A sales strategy defines your market positioning, ideal customer profile, and competitive differentiation. It answers where you'll compete and why you'll win. A sales plan turns that strategy into an operational document with revenue targets, activity quotas, KPIs, team assignments, and quarterly milestones. Strategy is direction. Planning is execution.
What is a 30-60-90 day sales plan?
A 30-60-90 day sales plan breaks the first three months into phased stages. Days 1-30 focus on learning the product, market, and process. Days 31-60 shift to active prospecting and pipeline building. Days 61-90 target closing first deals and establishing a sustainable weekly rhythm. It's designed for new hires, new territories, or new product launches.
How often should you update a sales plan?

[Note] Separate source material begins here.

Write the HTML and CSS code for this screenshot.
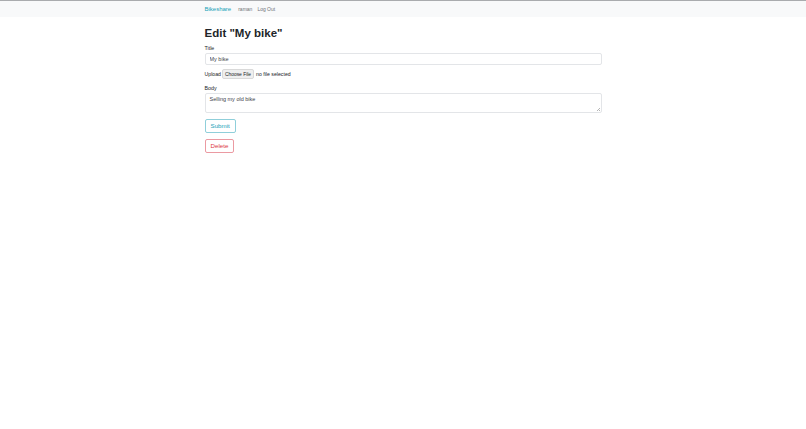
FILE: index.html
```html
<!DOCTYPE html>
<html>
<head>
<meta charset="utf-8">
<title>Edit</title>
<link rel="stylesheet" href="styles.css">
</head>
<body>
<nav class="navbar">
  <div class="container nav-inner">
    <a class="brand" href="#">Bikeshare</a>
    <a class="nav-link" href="#">raman</a>
    <a class="nav-link" href="#">Log Out</a>
  </div>
</nav>
<main class="container">
  <h1 class="title">Edit "My bike"</h1>
  <form class="form">
    <label class="label" for="title">Title</label>
    <input class="input" id="title" type="text" value="My bike">
    <div class="upload-row">
      <span class="upload-label">Upload</span>
      <span class="file-btn">Choose File</span>
      <span class="file-text">no file selected</span>
    </div>
    <label class="label" for="body">Body</label>
    <div class="textarea-wrap">
      <textarea class="textarea" id="body">Selling my old bike</textarea>
    </div>
    <div class="actions">
      <button type="button" class="btn btn-info">Submit</button>
      <button type="button" class="btn btn-danger">Delete</button>
    </div>
  </form>
</main>
</body>
</html>
```
FILE: styles.css
```css
html, body {
  margin: 0;
  padding: 0;
  background: #fff;
  font-family: "Liberation Sans", Arial, sans-serif;
  color: #212529;
}
.container {
  width: 397px;
  margin: 0 auto;
}
.navbar {
  border-top: 1px solid #a9abae;
  background: #f8f9fa;
  height: 16px;
}
.nav-inner {
  display: flex;
  align-items: center;
  height: 16px;
}
.brand {
  font-size: 6px;
  color: #17a2b8;
  text-decoration: none;
  margin-right: 7px;
}
.nav-link {
  font-size: 5px;
  color: #6f7378;
  text-decoration: none;
  margin-right: 5px;
}
.title {
  font-size: 11.5px;
  font-weight: 700;
  margin: 9px 0 4px;
  line-height: 15px;
  letter-spacing: 0;
}
.form {
  display: flex;
  flex-direction: column;
}
.label {
  font-size: 5.3px;
  line-height: 7px;
  margin-bottom: 1px;
}
.input {
  box-sizing: border-box;
  width: 100%;
  height: 12px;
  border: 1px solid #e3e5e8;
  border-radius: 2px;
  padding: 0 4px;
  font-family: inherit;
  font-size: 5.5px;
  color: #3d434a;
  margin: 0 0 4px;
  outline: none;
}
.upload-row {
  display: flex;
  align-items: center;
  height: 10px;
  font-size: 5.2px;
  margin-bottom: 6px;
}
.upload-label {
  margin-right: 1px;
}
.file-btn {
  box-sizing: border-box;
  height: 10px;
  display: flex;
  align-items: center;
  padding: 0 2px;
  font-size: 4.9px;
  background: #efefef;
  border: 1px solid #d9d9d9;
  border-radius: 2px;
  margin-right: 2px;
}
.textarea-wrap {
  position: relative;
  margin: 0 0 6px;
}
.textarea-wrap::after {
  content: "";
  position: absolute;
  right: 2px;
  bottom: 2px;
  width: 3px;
  height: 3px;
  background: linear-gradient(135deg, transparent 45%, #b5b5b5 45%, #b5b5b5 60%, transparent 60%, transparent 75%, #b5b5b5 75%);
}
.textarea {
  box-sizing: border-box;
  width: 100%;
  height: 20px;
  border: 1px solid #e3e5e8;
  border-radius: 2px;
  padding: 2px 4px;
  font-family: inherit;
  font-size: 5.5px;
  color: #3d434a;
  margin: 0;
  outline: none;
  display: block;
  resize: none;
}
.actions {
  display: flex;
  flex-direction: column;
  align-items: flex-start;
  gap: 6px;
}
.btn {
  box-sizing: border-box;
  height: 14px;
  padding: 0 5px;
  background: #fff;
  border-radius: 2px;
  font-family: inherit;
  font-size: 6.2px;
  line-height: 12px;
}
.btn-info {
  border: 1px solid #8fcfda;
  color: #17a2b8;
}
.btn-danger {
  border: 1px solid #eb9aa2;
  color: #dc3545;
}
```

Review your plan monthly against KPI targets and pipeline health. Do a full refresh each quarter to adjust strategies, reallocate resources, and reset targets based on what you've learned. An annual sales plan written in January is already outdated by March if you don't build in regular review cycles.
What KPIs should be in a sales plan?
Track leading indicators (pipeline created, meetings booked, proposals sent, pipeline coverage ratio) alongside lagging indicators (revenue closed, win rate, average deal size, sales cycle length, quota attainment). Leading indicators predict future revenue. Lagging indicators confirm whether the prediction was right. You need both.
How do you write a sales plan for a startup?
Start with a simple backward math exercise: revenue target, average deal size, deals needed, win rate, opportunities needed, and activities needed. Focus on 1-2 primary sales channels and your strongest ICP. Keep the plan to 2-3 pages. A startup sales plan needs clarity and weekly review cycles, not length.